The Trades Union Congress (TUC) said yesterday it had invited the Royal Mail and the Communication Workers Union (CWU) to the table tomorrow and that both had accepted. The union umbrella body was hopeful of an end to the wrangling that led to two one-day strikes last week.
"I have had a number of conversations with [the TUC's General Secretary] Brendan Barber over the last few days and I'm very pleased we seem to have found a sensible and positive way forward," the Royal Mail chief executive, Adam Crozier, said yesterday, as workers began clearing the backlog of 30 million letters and parcels.

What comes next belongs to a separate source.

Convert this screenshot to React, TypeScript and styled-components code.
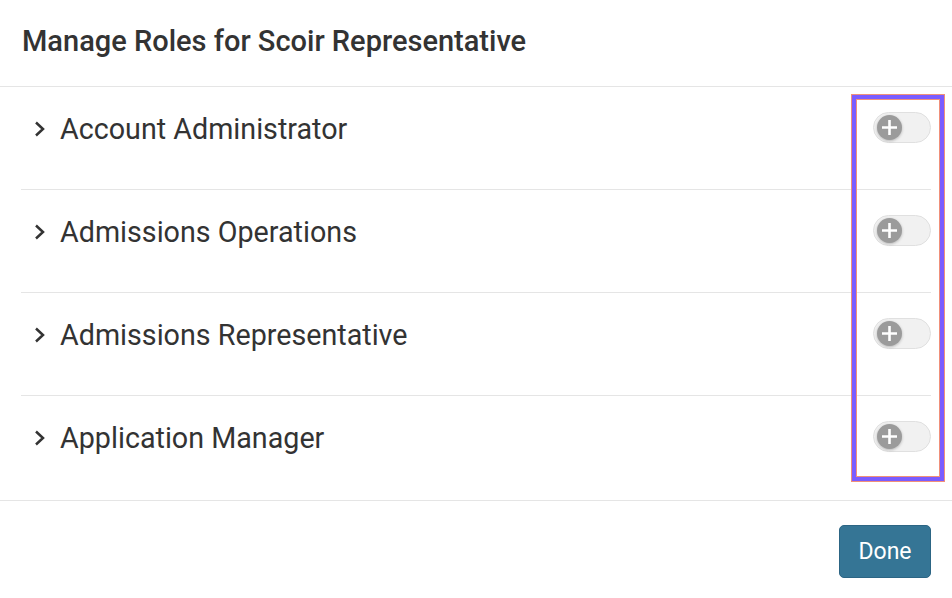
import styled, { createGlobalStyle } from "styled-components";

const GlobalStyle = createGlobalStyle`
    html, body {
        margin: 0;
        padding: 0;
        background: #fff;
        font-family: Roboto, "Liberation Sans", sans-serif;
        color: #333;
    }
`;

const Modal = styled.div`
    position: relative;
    width: 952px;
    height: 598px;
    display: flex;
    flex-direction: column;
    background: #fff;
`;

const Header = styled.div`
    height: 87px;
    box-sizing: border-box;
    padding: 23px 22px 0;
    border-bottom: 1px solid #e5e5e5;
`;

const Title = styled.h2`
    margin: 0;
    font-size: 29px;
    font-weight: 500;
    line-height: 36px;
    color: #333;
`;

const List = styled.div`
    padding: 0 21px;
    height: 413px;
    box-sizing: border-box;
    display: flex;
    flex-direction: column;
`;

const Row = styled.div<{ $last?: boolean }>`
    height: 103px;
    flex-shrink: 0;
    box-sizing: border-box;
    padding-top: 24px;
    border-bottom: ${(p) => (p.$last ? "none" : "1px solid #e5e5e5")};
    display: flex;
    align-items: flex-start;
    justify-content: space-between;
`;

const RowHead = styled.div`
    display: flex;
    align-items: center;
    height: 36px;
`;

const Chevron = styled.span`
    display: inline-flex;
    width: 39px;
    padding-left: 12px;
    box-sizing: border-box;
`;

const RoleName = styled.span`
    font-size: 28.7px;
    line-height: 36px;
    color: #333;
`;

const Toggle = styled.div`
    width: 58px;
    height: 31px;
    box-sizing: border-box;
    margin-top: 1px;
    border-radius: 16px;
    background: #f1f1f1;
    border: 1px solid #e0e0e0;
    display: flex;
    align-items: center;
    padding-left: 3px;
`;

const Knob = styled.span`
    width: 25px;
    height: 25px;
    border-radius: 50%;
    background: #9b9b9b;
    box-shadow: 0 1px 3px rgba(0, 0, 0, 0.25);
    display: flex;
    align-items: center;
    justify-content: center;
`;

const Footer = styled.div`
    flex: 1;
    border-top: 1px solid #e5e5e5;
    display: flex;
    justify-content: flex-end;
    align-items: flex-start;
    padding: 24px 21px 0;
`;

const DoneButton = styled.button`
    width: 92px;
    height: 53px;
    border: 1px solid #2c6584;
    border-radius: 5px;
    background: #357595;
    color: #fff;
    font-family: Roboto, "Liberation Sans", sans-serif;
    font-size: 23px;
    cursor: pointer;
`;

const Highlight = styled.div`
    position: absolute;
    left: 851px;
    top: 94px;
    width: 94px;
    height: 388px;
    box-sizing: border-box;
    border: 1px solid #f0907a;
    pointer-events: none;

    &::after {
        content: "";
        position: absolute;
        inset: 0;
        border: 4px solid #7a5cff;
        box-shadow: inset 0 0 0 1px #f0907a;
    }
`;

const roles = [
    "Account Administrator",
    "Admissions Operations",
    "Admissions Representative",
    "Application Manager",
];

const ChevronIcon = () => (
    <svg width="14" height="18" viewBox="0 0 14 18">
        <path d="M3 2.5 L10 9 L3 15.5" fill="none" stroke="#333" strokeWidth="2.5" />
    </svg>
);

const PlusIcon = () => (
    <svg width="17" height="17" viewBox="0 0 17 17">
        <path d="M8.5 1 V16 M1 8.5 H16" stroke="#fff" strokeWidth="2.6" />
    </svg>
);

const App = () => {
    return (
        <Modal>
            <GlobalStyle />
            <Header>
                <Title>Manage Roles for Scoir Representative</Title>
            </Header>
            <List>
                {roles.map((role, i) => (
                    <Row key={role} $last={i === roles.length - 1}>
                        <RowHead>
                            <Chevron>
                                <ChevronIcon />
                            </Chevron>
                            <RoleName>{role}</RoleName>
                        </RowHead>
                        <Toggle>
                            <Knob>
                                <PlusIcon />
                            </Knob>
                        </Toggle>
                    </Row>
                ))}
            </List>
            <Footer>
                <DoneButton>Done</DoneButton>
            </Footer>
            <Highlight />
        </Modal>
    );
};
export default App;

The CWU had planned another series of strikes to start this Thursday, and the dispute was expected to escalate further after it emerged that the trade union Unite has written to 10,000 Royal Mail managers saying it supported the strike action.

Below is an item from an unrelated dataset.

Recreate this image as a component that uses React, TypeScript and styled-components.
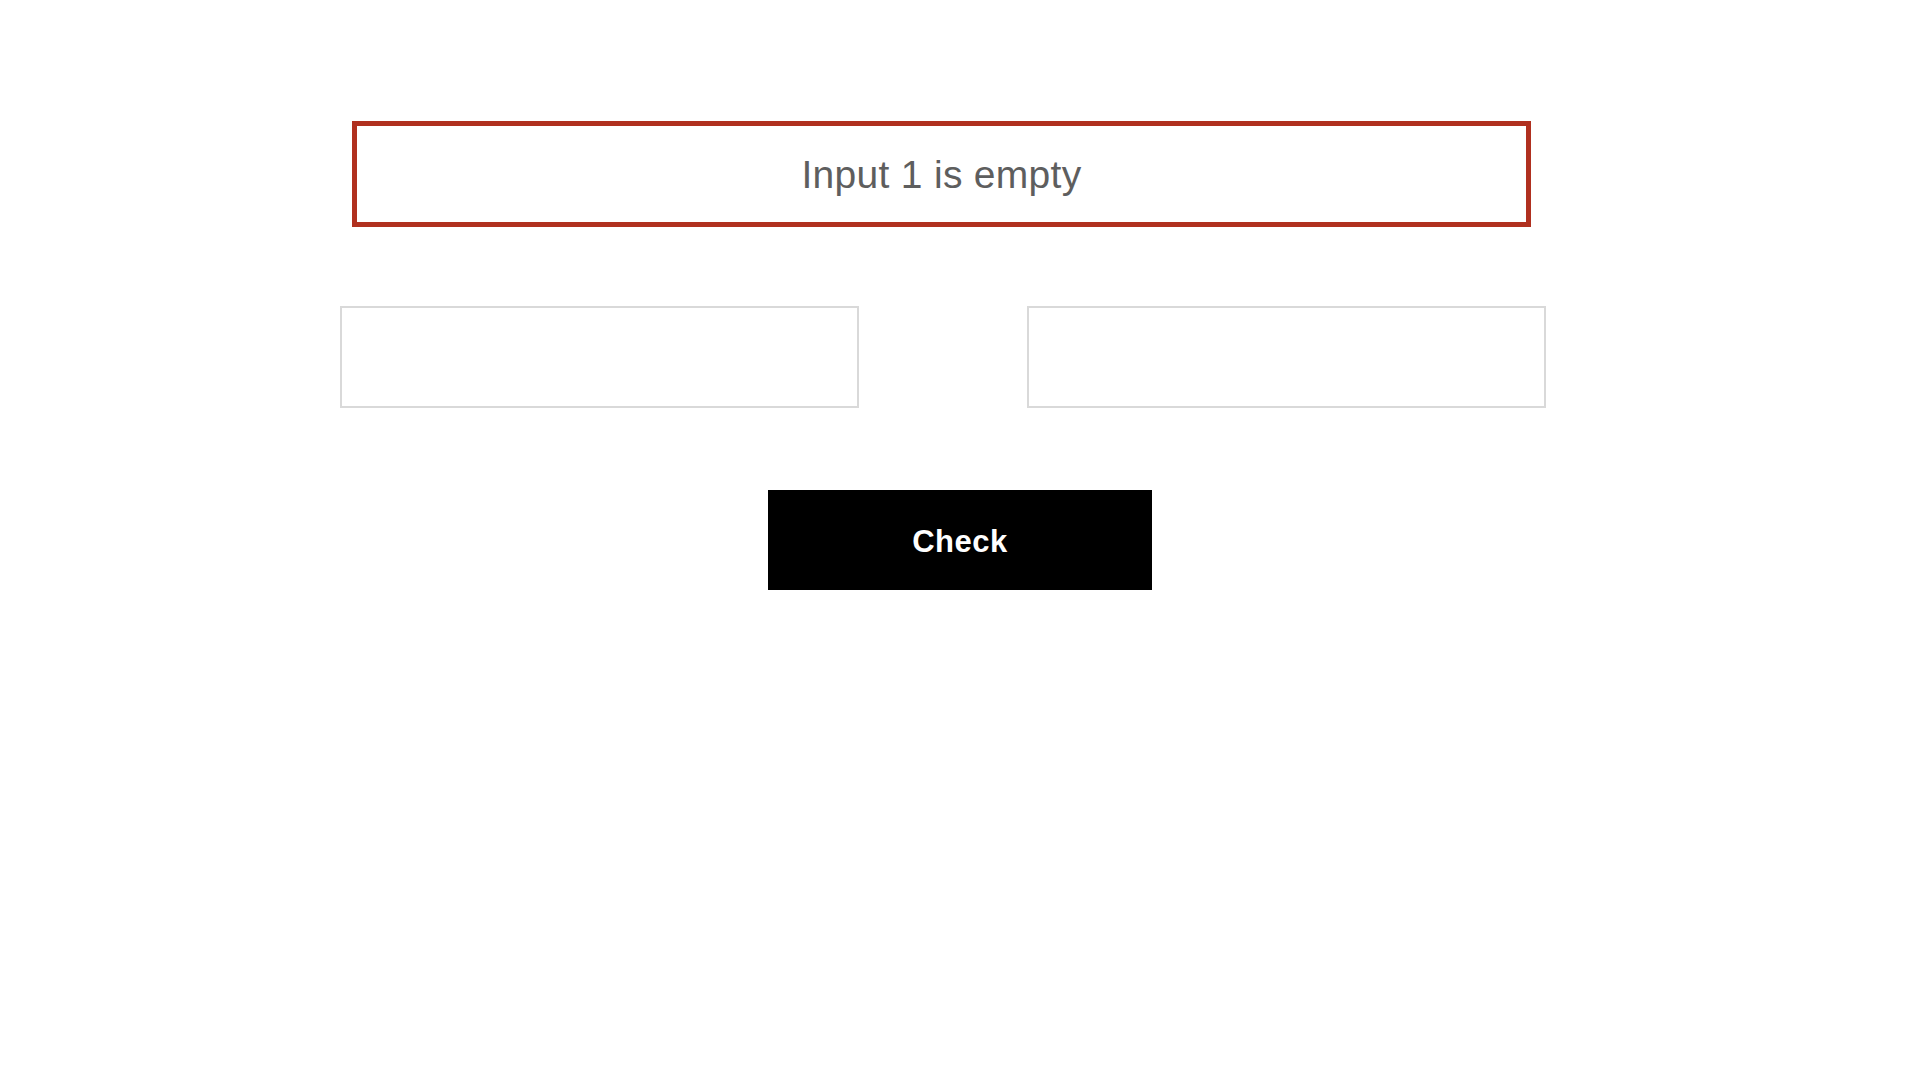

The letter said: "It is our wish to give CWU all possible support, within the law, to help ensure a satisfactory settlement. We would ask you to ensure that you undertake no work beyond your normal duties that would assist management in its efforts to undermine legitimate industrial action."
The GMB union also waded into the dispute, describing plans by the Royal Mail to hire 30,000 casual workers to break the strike as "illegal" and setting up a hotline for members of the public to report agencies that were supplying staff. The Royal Mail has strongly denied that its move to hire 30,000 agency workers was illegal.
This week's coming strikes are due to involve 43,700 staff across the UK in mail centres, delivery units, drivers and garage staff on Thursday; 400 workers in Plymouth, Stockport and Stoke who deal with poorly addressed mail on Friday; and 77,000 delivery and collection workers on Saturday.
Mr Crozier will give his first interview since the strikes started when he appears on the BBC's Andrew Marr Show this morning.
The TUC added in a statement yesterday: "Royal Mail and the CWU have in recent days been in contact with the TUC over the current dispute. As a result, both Royal Mail and the CWU have accepted an invitation from TUC General Secretary Brendan Barber to talks on Monday."
A CWU spokesman said: "The CWU has been calling for talks and is pleased that Royal Mail has now agreed to return to negotiations."